Teknolojinin insan hayatına etkisi, yapay zekanın sunduğu yeniliklerle her geçen gün daha da artmaktadır. İslamî ilimlerin köklü gelenekleri, bu modern teknolojilerle yeniden şekillenme potansiyeline sahiptir. Yapay zeka, Kur’an, hadis ve diğer İslamî metinlerin analizini daha kapsamlı ve derinlemesine bir şekilde gerçekleştirme imkanı sunarak, dinî bilgi üretimi ve yorumlama süreçlerinde devrim niteliğinde yenilikler vaat etmektedir. Eğitim alanında ise kişiselleştirilmiş öğrenme deneyimleri sunan akıllı sistemler, Kur’an ezberleme ve tefsir çalışmalarını daha verimli hale getirebilir. Bunun yanında, fetva süreçlerinde danışmanlık sağlayarak, farklı mezheplerin görüşlerini sistematik olarak analiz etme imkânı tanıyabilir.
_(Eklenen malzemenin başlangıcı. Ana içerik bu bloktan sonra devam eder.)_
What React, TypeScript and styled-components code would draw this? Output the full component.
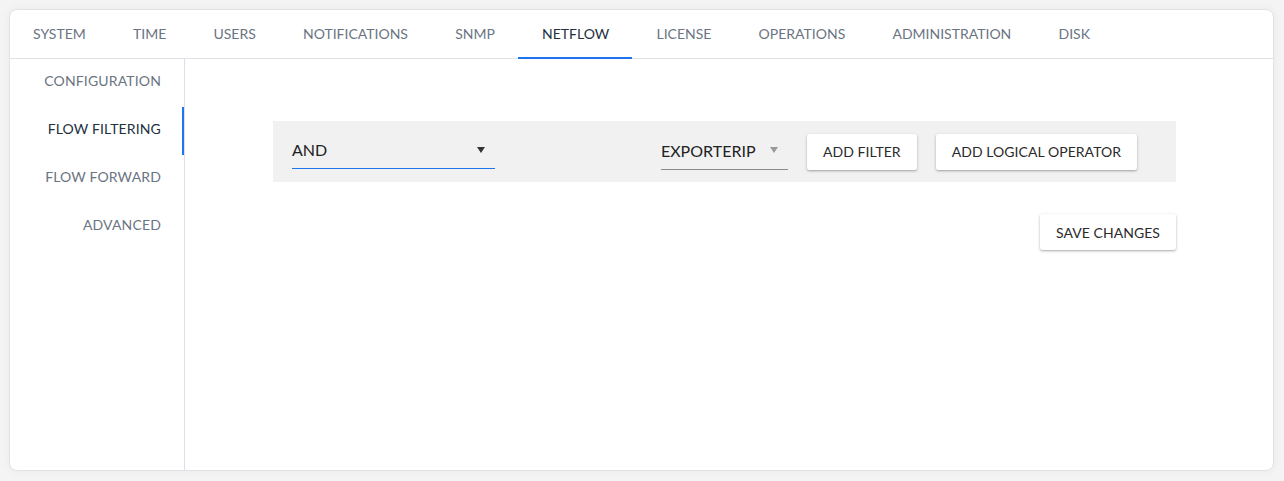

Ancak bu teknolojinin bir araç olduğu, nihai kararların her zaman insan aklı ve vicdanına bırakılması gerektiği unutulmamalıdır.
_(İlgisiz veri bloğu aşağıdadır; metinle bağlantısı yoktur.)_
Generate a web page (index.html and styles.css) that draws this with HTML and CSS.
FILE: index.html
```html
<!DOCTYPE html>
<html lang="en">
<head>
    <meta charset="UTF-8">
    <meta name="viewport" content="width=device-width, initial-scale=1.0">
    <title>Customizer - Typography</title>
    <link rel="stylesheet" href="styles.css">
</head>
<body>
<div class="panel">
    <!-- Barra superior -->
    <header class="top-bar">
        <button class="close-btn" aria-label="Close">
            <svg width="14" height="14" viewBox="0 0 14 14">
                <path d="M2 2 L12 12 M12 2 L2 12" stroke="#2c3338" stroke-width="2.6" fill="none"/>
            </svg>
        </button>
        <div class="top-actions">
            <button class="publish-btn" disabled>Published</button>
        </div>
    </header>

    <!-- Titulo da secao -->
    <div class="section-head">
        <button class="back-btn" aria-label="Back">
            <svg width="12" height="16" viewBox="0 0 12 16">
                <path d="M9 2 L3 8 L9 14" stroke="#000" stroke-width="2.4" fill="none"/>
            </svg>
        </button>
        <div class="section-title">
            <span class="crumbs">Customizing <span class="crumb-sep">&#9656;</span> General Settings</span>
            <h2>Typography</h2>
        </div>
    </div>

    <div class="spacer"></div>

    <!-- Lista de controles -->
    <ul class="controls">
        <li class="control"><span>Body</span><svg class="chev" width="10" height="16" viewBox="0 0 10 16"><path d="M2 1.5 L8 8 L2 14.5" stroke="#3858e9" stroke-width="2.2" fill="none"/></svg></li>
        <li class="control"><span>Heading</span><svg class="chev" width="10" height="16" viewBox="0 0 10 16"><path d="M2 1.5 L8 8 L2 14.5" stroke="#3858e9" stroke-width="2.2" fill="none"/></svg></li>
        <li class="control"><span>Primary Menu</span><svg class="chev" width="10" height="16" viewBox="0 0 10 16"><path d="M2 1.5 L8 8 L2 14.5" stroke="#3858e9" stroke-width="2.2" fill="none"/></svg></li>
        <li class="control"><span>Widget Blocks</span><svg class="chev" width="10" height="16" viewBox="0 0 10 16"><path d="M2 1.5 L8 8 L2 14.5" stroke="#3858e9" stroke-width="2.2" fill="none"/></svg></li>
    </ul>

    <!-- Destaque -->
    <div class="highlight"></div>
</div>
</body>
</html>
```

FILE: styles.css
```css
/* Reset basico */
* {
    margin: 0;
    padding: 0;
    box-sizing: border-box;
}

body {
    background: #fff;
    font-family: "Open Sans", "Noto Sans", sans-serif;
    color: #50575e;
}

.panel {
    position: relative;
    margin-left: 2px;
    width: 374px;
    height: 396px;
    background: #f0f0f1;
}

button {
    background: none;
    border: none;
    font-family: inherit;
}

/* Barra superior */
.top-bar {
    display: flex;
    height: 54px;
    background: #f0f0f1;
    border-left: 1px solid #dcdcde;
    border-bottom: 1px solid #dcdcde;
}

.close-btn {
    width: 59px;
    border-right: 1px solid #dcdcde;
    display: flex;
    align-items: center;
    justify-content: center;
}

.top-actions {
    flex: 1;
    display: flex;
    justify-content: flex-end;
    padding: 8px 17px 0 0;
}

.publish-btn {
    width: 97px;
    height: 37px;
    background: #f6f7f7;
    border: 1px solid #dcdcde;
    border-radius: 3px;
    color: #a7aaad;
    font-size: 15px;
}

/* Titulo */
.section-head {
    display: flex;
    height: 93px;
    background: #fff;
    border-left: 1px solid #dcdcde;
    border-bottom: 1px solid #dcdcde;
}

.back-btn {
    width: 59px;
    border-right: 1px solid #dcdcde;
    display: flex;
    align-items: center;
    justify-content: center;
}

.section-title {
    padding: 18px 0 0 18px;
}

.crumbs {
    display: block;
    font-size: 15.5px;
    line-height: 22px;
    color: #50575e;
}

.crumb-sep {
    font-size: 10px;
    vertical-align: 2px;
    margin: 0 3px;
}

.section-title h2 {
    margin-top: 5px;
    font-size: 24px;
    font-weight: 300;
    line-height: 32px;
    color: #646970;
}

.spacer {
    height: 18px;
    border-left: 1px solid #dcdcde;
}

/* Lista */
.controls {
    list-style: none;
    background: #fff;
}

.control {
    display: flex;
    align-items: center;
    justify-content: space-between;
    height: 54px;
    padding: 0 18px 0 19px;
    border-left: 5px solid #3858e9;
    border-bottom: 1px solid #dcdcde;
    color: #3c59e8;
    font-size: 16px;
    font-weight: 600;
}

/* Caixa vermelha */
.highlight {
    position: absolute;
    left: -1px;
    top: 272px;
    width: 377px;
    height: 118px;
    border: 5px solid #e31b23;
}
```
Yapay zekanın bu alandaki kullanımında etik kaygılar ve teknik zorluklar dikkatle ele alınmalıdır. İnsan-makine ilişkisi, adalet ve tarafsızlık gibi konular, özellikle dinî danışmanlık ve fetva süreçlerinde kritik bir önem taşır. Veri güvenliği ve mahremiyetin korunması da bireylerin özel bilgilerini korumak adına göz önünde bulundurulması gereken önemli meselelerdir. Bununla birlikte, İslamî ilimlerin geleneksel bilgi birikiminin modern teknolojilerle bir araya getirilmesi, hem dini hem de toplumsal meselelerde etkili çözümler sunma potansiyeline sahiptir. Yapay zekanın etik ve dengeli bir şekilde kullanımı, İslamî ilimlerde yeni ufukların keşfini mümkün kılabilir ve bu kadim bilgi birikiminin dijital çağda yeniden canlanmasını sağlayabilir.
(Bu yazı, yapay zeka ve İslamî ilimlerin kesişim noktalarını tartışmak ve bu alandaki fırsatlara dikkat çekmek amacıyla hazırlanmıştır.)